Members of Algeria’s ruling party have called on President Abdelaziz Bouteflika to run for a fifth consecutive term, according to local media reports.
Speaking at a party meeting on Saturday, the National Liberation Front’s (or FLN by its French acronym) secretary-general, Djamel Ould Abbes, confirmed earlier reports about party and government officials pushing for the ailing president’s re-election in next year’s vote.
“The executives and elected representatives of the FLN call on the president to continue his mission, started in 1999 as head of the country … and hope that he will respond favorably to our request, but it is up to him and him alone to decide whether to accept or decline our invitation,” Ould Abbes was quoted as saying by the French language newspaper l’Expression.
The minister of foreign affairs, Abdelkader Messahel, who also spoke at the gathering expressed support for the bid as he credited the return of peace and stability to Algeria following a decade-long civil war to Bouteflika’s “wise” leadership.
“Under Bouteflika’s presidency, Algeria, which experienced a situation bordering civil war in 1997, became one of the most stable and secure countries thanks to the Civil Concord and the Charter for Peace and National Reconciliation.”
Ould Abbas said the party would soon release a comprehensive document detailing the president’s achievement since assuming power in 1999.
‘End of speculation’
Analysts say the announcement was a long time coming. They argue that while the octogenarian’s continued presence in the political scene comes as no surprise, calls by the party’s executives for him to run for office provide a rare glimpse into the country’s complex power structure.
“Once Bouteflika confirms his intention to run for a fifth term, everyone else will have to fall in line and that will be the end of the speculation about succession,” Riccardo Fabiani, a political analyst who focuses on North Africa, told Al Jazeera.
“It is clear that, in the absence of consensus around the succession to Bouteflika, the various regime factions have opted for continuity to avoid divisions at a delicate time (economic reforms, social unrest…).”
Yousef Bouandel, an academic and expert on Algerian politics, likewise believes that the president’s popularity (in no small part the product of his successful bid to end the civil war), could be used by the real power brokers to maintain the status quo.
“Bouteflika has been absent from the political scene for at least six years.

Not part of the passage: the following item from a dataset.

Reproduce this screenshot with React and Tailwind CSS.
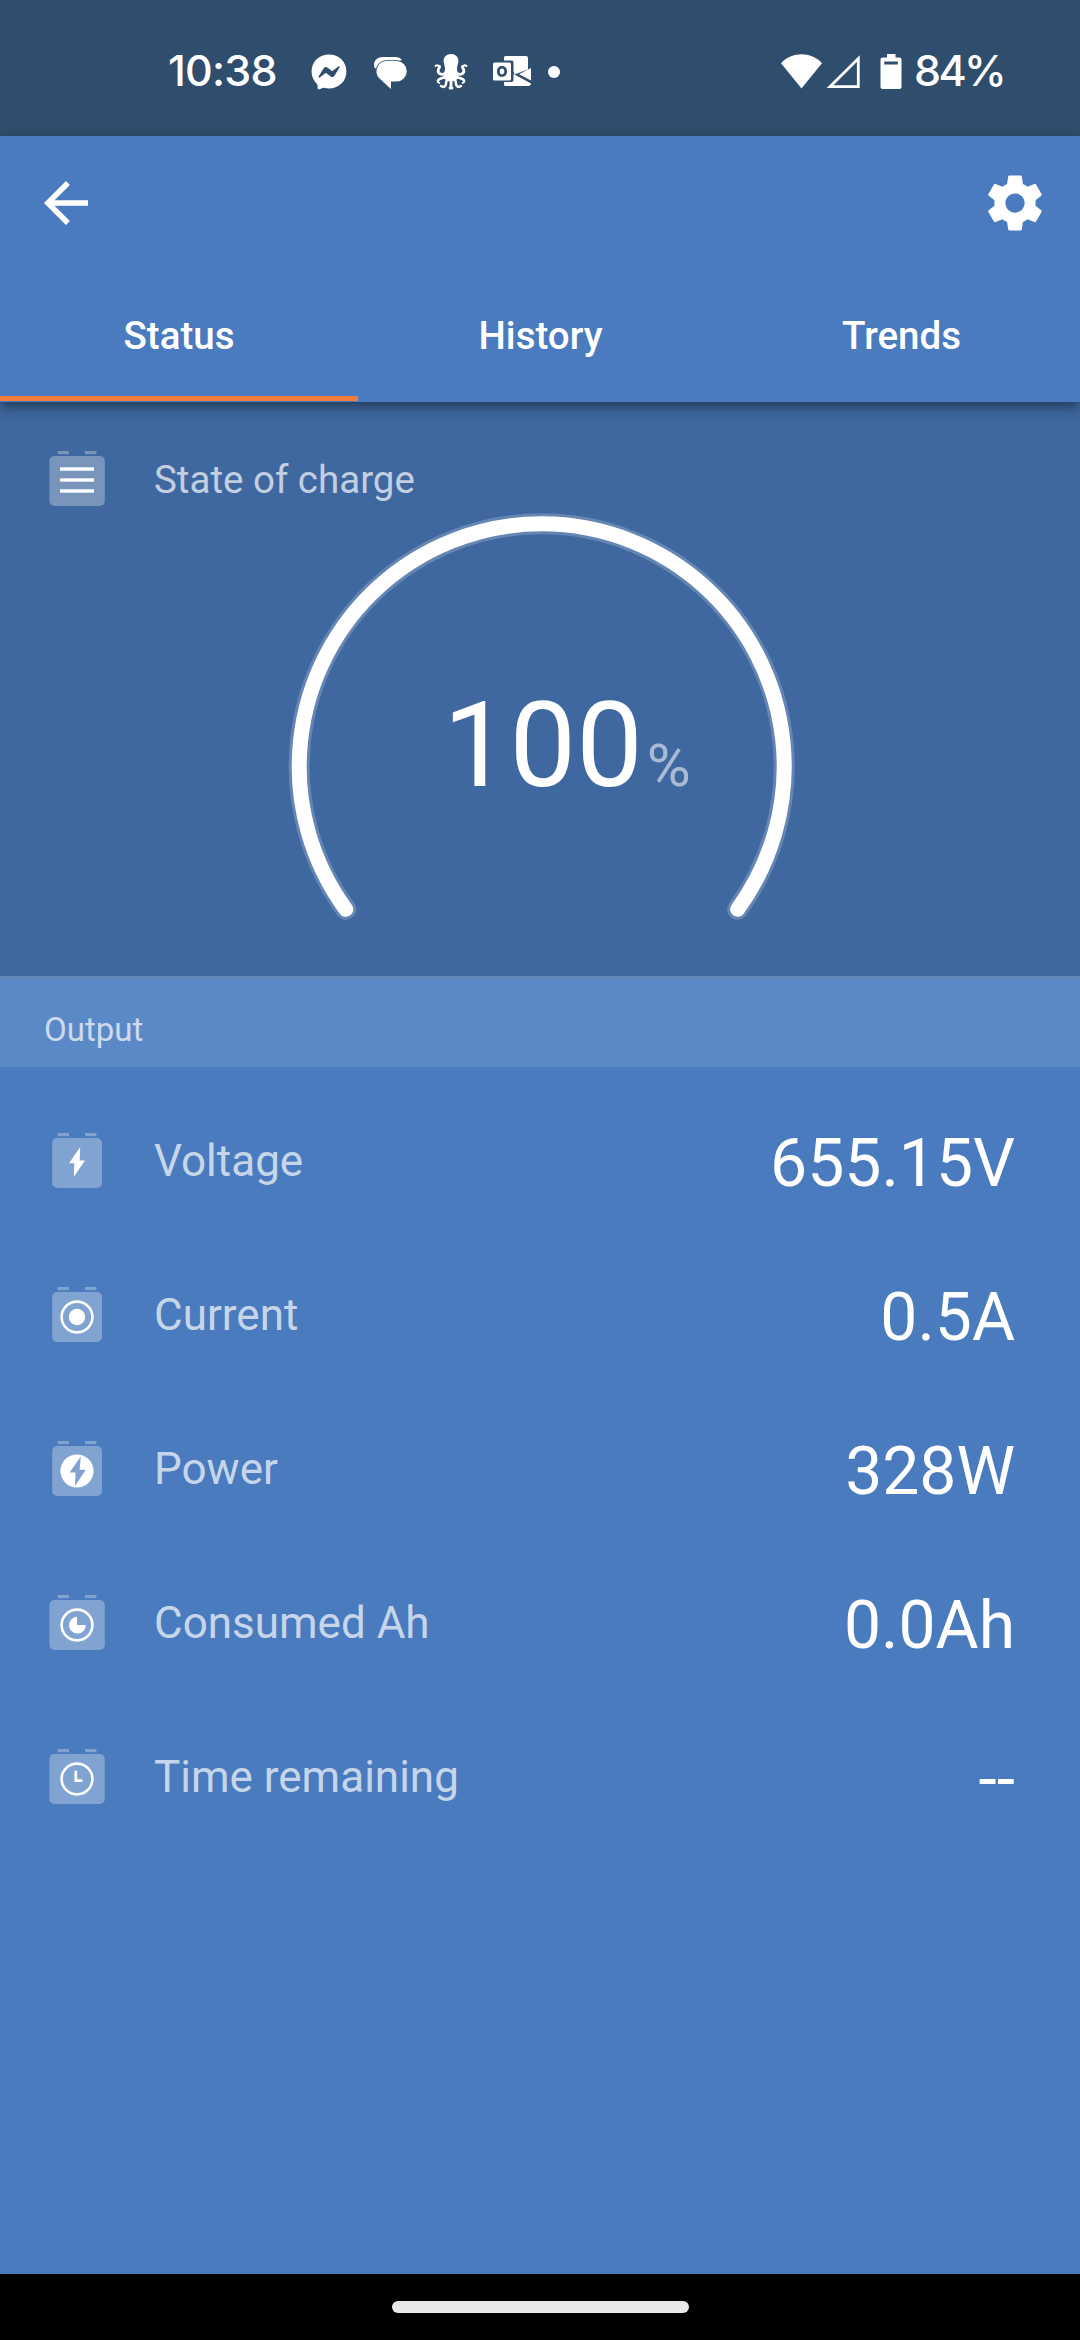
import { FaFacebookMessenger } from 'react-icons/fa'
import { MdArrowBack } from 'react-icons/md'

const tabs = [
  { name: 'Status', width: 'w-[358px]', active: true },
  { name: 'History', width: 'w-[365px]' },
  { name: 'Trends', width: 'w-[357px]' },
]

const rows = [
  { label: 'Voltage', value: '655.15V', icon: 'voltage' },
  { label: 'Current', value: '0.5A', icon: 'current' },
  { label: 'Power', value: '328W', icon: 'power' },
  { label: 'Consumed Ah', value: '0.0Ah', icon: 'consumed', wide: true },
  { label: 'Time remaining', value: '--', icon: 'time', wide: true },
]

const glyphs = {
  charge: (
    <g fill="#fff">
      <rect x="11" y="16.3" width="34" height="3.4" />
      <rect x="11" y="27.3" width="34" height="3.4" />
      <rect x="11" y="38.3" width="34" height="3.4" />
    </g>
  ),
  voltage: <path d="M31.2 14L20 30.2h5.3L24.9 43.8 36 27.4h-5.3z" fill="#fff" />,
  current: (
    <>
      <circle cx="28" cy="30" r="15.4" fill="none" stroke="#fff" strokeWidth="2.6" />
      <circle cx="28" cy="30" r="8.2" fill="#fff" />
    </>
  ),
  power: (
    <path
      fill="#fff"
      fillRule="evenodd"
      d="M28 13.4a16.6 16.6 0 100 33.2 16.6 16.6 0 000-33.2zM31.8 15.6l-1.2 13.2h6.2L26 45l.6-13.4h-6z"
    />
  ),
  consumed: (
    <>
      <circle cx="28" cy="30" r="15.4" fill="none" stroke="#fff" strokeWidth="2.6" />
      <path d="M28 30V21.8a8.4 8.4 0 108.8 8.2z" fill="#fff" />
    </>
  ),
  time: (
    <>
      <circle cx="28" cy="30" r="15.4" fill="none" stroke="#fff" strokeWidth="2.6" />
      <path d="M26.8 21.8v9.8h6.6" fill="none" stroke="#fff" strokeWidth="2.8" />
    </>
  ),
}

const BatteryIcon = ({ name, wide }) => (
  <svg className="h-14 w-14 shrink-0" viewBox="0 0 56 56">
    <g fill="#fff" fillOpacity="0.3">
      <rect x="8.6" y="0" width="11.4" height="3.2" />
      <rect x="36" y="0" width="11.4" height="3.2" />
      {wide ? (
        <rect x="0.4" y="5" width="55.4" height="50" rx="5" />
      ) : (
        <rect x="3.2" y="5" width="49.8" height="50" rx="5" />
      )}
    </g>
    {glyphs[name]}
  </svg>
)

const ChatIcon = () => (
  <svg className="h-9 w-[33px]" viewBox="0 0 33 36">
    <path d="M1 14.5A10 10 0 010 10.5C0 6 4 3 9 3h12c3 0 5.5 1 7 3" fill="#fff" />
    <path
      d="M13 7h9.600a10.200 10.200 0 010 20.400H17V35L5.500 24.400A10.200 10.200 0 0113 7z"
      fill="#fff"
      stroke="#2f4d6c"
      strokeWidth="1.6"
      paintOrder="stroke"
    />
  </svg>
)

const OctopusIcon = () => (
  <svg className="h-9 w-[34px]" viewBox="0 0 34 36">
    <path
      d="M17 0c4.500 0 7.400 3 7.400 7 0 3-1.400 4.500-1.400 7.500 0 3 1.400 5 1.400 7.500s-2.400 5.500-7.400 5.500-7.400-3-7.400-5.500 1.400-4.500 1.400-7.500S9.600 10 9.600 7c0-4 2.900-7 7.400-7z"
      fill="#fff"
    />
    <g fill="none" stroke="#fff" strokeLinecap="round">
      <path strokeWidth="2.8" d="M11 19.500c-4 2-7.300 0-6.800-3.300.3-2 1.600-2.400 1.300-3.700" />
      <path strokeWidth="2.8" d="M23 19.500c4 2 7.300 0 6.800-3.300-.3-2-1.600-2.400-1.300-3.700" />
      <path strokeWidth="2" d="M5.500 12.500c-.8-1.300-2.700-1.500-4-.5M28.500 12.500c.8-1.300 2.700-1.500 4-.5" />
      <path strokeWidth="2.6" d="M11.500 23c-3 1-6.500 1-7.500 3.500" />
      <path strokeWidth="2.6" d="M22.500 23c3 1 6.500 1 7.500 3.500" />
      <path strokeWidth="2" d="M4 26.500c-.5 1.300 0 2 1.300 2.400M30 26.500c.5 1.300 0 2-1.300 2.400" />
      <path strokeWidth="2.6" d="M13 26c-1.500 2-.5 4-1.500 5.500-1 1.300-3 1.500-4.500.5" />
      <path strokeWidth="2.6" d="M21 26c1.500 2 .5 4 1.500 5.500 1 1.300 3 1.500 4.500.5" />
      <path strokeWidth="2.8" d="M17 26v7.500M16 34h2" />
    </g>
  </svg>
)

const OutlookIcon = () => (
  <svg className="h-[31px] w-[39px]" viewBox="0 0 39 31">
    <path
      fill="#fff"
      d="M12.500 0H33a2 2 0 012 2v11.500L21.500 18.500 20.500 15V6.500a2 2 0 00-2-2H11V1.500A1.500 1.500 0 0112.500 0z"
    />
    <path fill="#fff" d="M38 12v12.500L26 18.300z" />
    <path fill="#fff" d="M20.500 18l17.500 9.500c0 1.500-1 2.500-2.500 2.500H12.500a1.500 1.500 0 01-1.500-1.500V26h7.500a2 2 0 002-2z" />
    <path
      fill="#fff"
      fillRule="evenodd"
      d="M1.500 6.500h15A1.500 1.500 0 0118 8v15a1.500 1.500 0 01-1.500 1.500h-15A1.500 1.500 0 010 23V8a1.500 1.500 0 011.500-1.500zM9 10c-3 0-5 2.200-5 5.400s2 5.400 5 5.400 5-2.200 5-5.400S12 10 9 10zm0 2.500c1.500 0 2.300 1.200 2.300 2.900s-.8 2.900-2.300 2.900-2.300-1.200-2.300-2.900.8-2.900 2.300-2.900z"
    />
  </svg>
)

const StatusBar = () => (
  <div className="flex h-[136px] items-center bg-[#2f4d6c] pt-[7px] pr-[78px] pl-[168px] font-['Inter',sans-serif] text-[43px] font-medium text-white">
    <span className="-mt-0.5 w-[143px] tracking-[-0.8px]">10:38</span>
    <FaFacebookMessenger className="size-[36px]" />
    <div className="ml-[27px]">
      <ChatIcon />
    </div>
    <div className="ml-[27px]">
      <OctopusIcon />
    </div>
    <div className="ml-[25px]">
      <OutlookIcon />
    </div>
    <span className="ml-4 size-3 rounded-full bg-white" />
    <svg className="ml-auto h-9 w-[121px]" viewBox="0 0 121 36">
      <path fill="#fff" d="M0 9.200C11-2.600 30-2.600 41 9.200L20.500 34.500z" />
      <path fill="none" stroke="#fff" strokeWidth="2.800" d="M77.300 4.500v28.200H49z" />
      <path
        fill="#fff"
        fillRule="evenodd"
        d="M106 0h8.500v3.500h4a2 2 0 012 2V33a2 2 0 01-2 2h-17a2 2 0 01-2-2V5.500a2 2 0 012-2h4.500zM103.300 7.500v3h13.500v-3z"
      />
    </svg>
    <span className="-mt-0.5 ml-[12px] w-[88px] tracking-[-2.600px]">84%</span>
  </div>
)

const Gauge = () => (
  <div className="grid h-[469px]">
    <svg className="col-start-1 row-start-1 h-[469px] w-[1080px]" viewBox="0 0 1080 469">
      <g fill="none" stroke="#fff" strokeLinecap="round">
        <path strokeWidth="21" strokeOpacity="0.2" d="M345.800 402.300A242.500 242.500 0 11737.600 402.300" />
        <path strokeWidth="15" d="M345.800 402.300A242.500 242.500 0 11737.600 402.300" />
      </g>
    </svg>
    <div className="col-start-1 row-start-1 flex items-baseline self-start pt-[179px] pl-[443px]">
      <span className="text-[118.500px] leading-[119px] text-white">100</span>
      <span className="ml-1 text-[60px] leading-[60px] text-white/55">%</span>
    </div>
  </div>
)

export default function App() {
  return (
    <div className="flex h-[2340px] w-[1080px] flex-col overflow-hidden bg-[#4a7bbe] font-['Roboto',sans-serif]">
      <StatusBar />

      {/* Toolbar and tabs */}
      <header className="relative z-10 h-[266px] bg-[#4a7bbe] text-white shadow-[0_5px_12px_rgba(0,0,0,0.45)]">
        <div className="flex h-[134px] items-center justify-between pr-8 pl-[33px]">
          <MdArrowBack className="size-[66px]" />
          <svg className="size-[66px]" viewBox="0 0 24 24" fill="currentColor">
            <path d="M19.430 12.980c.04-.32.07-.64.07-.98s-.03-.66-.07-.98l2.110-1.650c.19-.15.24-.42.12-.64l-2-3.460c-.12-.22-.39-.3-.61-.22l-2.490 1c-.52-.4-1.080-.73-1.690-.98l-.38-2.650C14.460 2.180 14.250 2 14 2h-4c-.25 0-.46.18-.49.42l-.38 2.650c-.61.25-1.170.59-1.690.98l-2.490-1c-.23-.09-.49 0-.61.22l-2 3.460c-.13.22-.07.49.12.64l2.110 1.650c-.04.32-.07.65-.07.98s.03.66.07.98l-2.110 1.650c-.19.15-.24.42-.12.64l2 3.460c.12.22.39.3.61.22l2.490-1c.52.4 1.080.73 1.690.98l.38 2.650c.03.24.24.42.49.42h4c.25 0 .46-.18.49-.42l.38-2.650c.61-.25 1.170-.59 1.690-.98l2.490 1c.23.09.49 0 .61-.22l2-3.460c.12-.22.07-.49-.12-.64l-2.110-1.650zM12 15.500c-1.930 0-3.500-1.570-3.500-3.500s1.570-3.500 3.500-3.500 3.500 1.570 3.500 3.500-1.570 3.500-3.500 3.500z" />
          </svg>
        </div>
        <nav className="flex h-[132px] text-[38.5px] font-medium">
          {tabs.map((tab) => (
            <div
              key={tab.name}
              className={`flex flex-col items-center border-b border-[#4a7bbe] ${tab.width}`}
            >
              <span className="flex grow items-center pt-[5px]">{tab.name}</span>
              <span className={`h-[5px] w-full ${tab.active ? 'bg-[#ef7e3e]' : ''}`} />
            </div>
          ))}
        </nav>
      </header>

      {/* State of charge */}
      <section className="h-[574px] bg-[#3f68a0]">
        <div className="flex h-[105px] items-center pt-[49px] pl-[49px]">
          <BatteryIcon name="charge" wide />
          <span className="mt-0.5 ml-[49px] text-[38.5px] leading-[54px] text-white/70">State of charge</span>
        </div>
        <Gauge />
      </section>

      {/* Output readings */}
      <div className="flex h-[91px] items-center border-t-[3px] border-[#6488b7] bg-[#5b89c7] pt-3.5 pl-11 text-[33px] text-white/70">
        Output
      </div>
      <ul className="grow pt-[17px]">
        {rows.map((row) => (
          <li key={row.label} className="flex h-[154px] items-center pr-[65px] pl-[49px]">
            <BatteryIcon name={row.icon} wide={row.wide} />
            <span className="ml-[49px] text-[44px] text-white/70">{row.label}</span>
            <span className="mt-1 ml-auto text-[66px] text-white">{row.value}</span>
          </li>
        ))}
      </ul>

      {/* Gesture bar */}
      <div className="flex h-[66px] items-center justify-center bg-black">
        <div className="h-3 w-[297px] rounded-full bg-[#e8e8e8]" />
      </div>
    </div>
  )
}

We haven’t heard from him, he hasn’t spoken to the Algerian people since May 2012. He did not conduct one single interview in the last presidential elections in 2014.”
“This lends credibility to the idea that Bouteflika is here simply to respond to the popular demand of the people with the decisions obviously being made elsewhere,” Bouandel said.
A key actor in Algeria’s anti-colonial struggle, the FLN played an important role in supporting independence movements elsewhere in the world, including Nelson Mandela’s African National Congress.
With a support base estimated at 700,000 members, the party has struggled to stay relevant in recent years as it adopts a more isolationist policy and is seemingly preoccupied with more pressing economic challenges.
“A fifth term for Bouteflika is, therefore, the easiest option, but at the same time, it is also a way to postpone further what will be at some point inevitable – choosing a successor to Bouteflika and injecting new blood in an increasingly sclerotic and ineffective political system,” Fabiani said.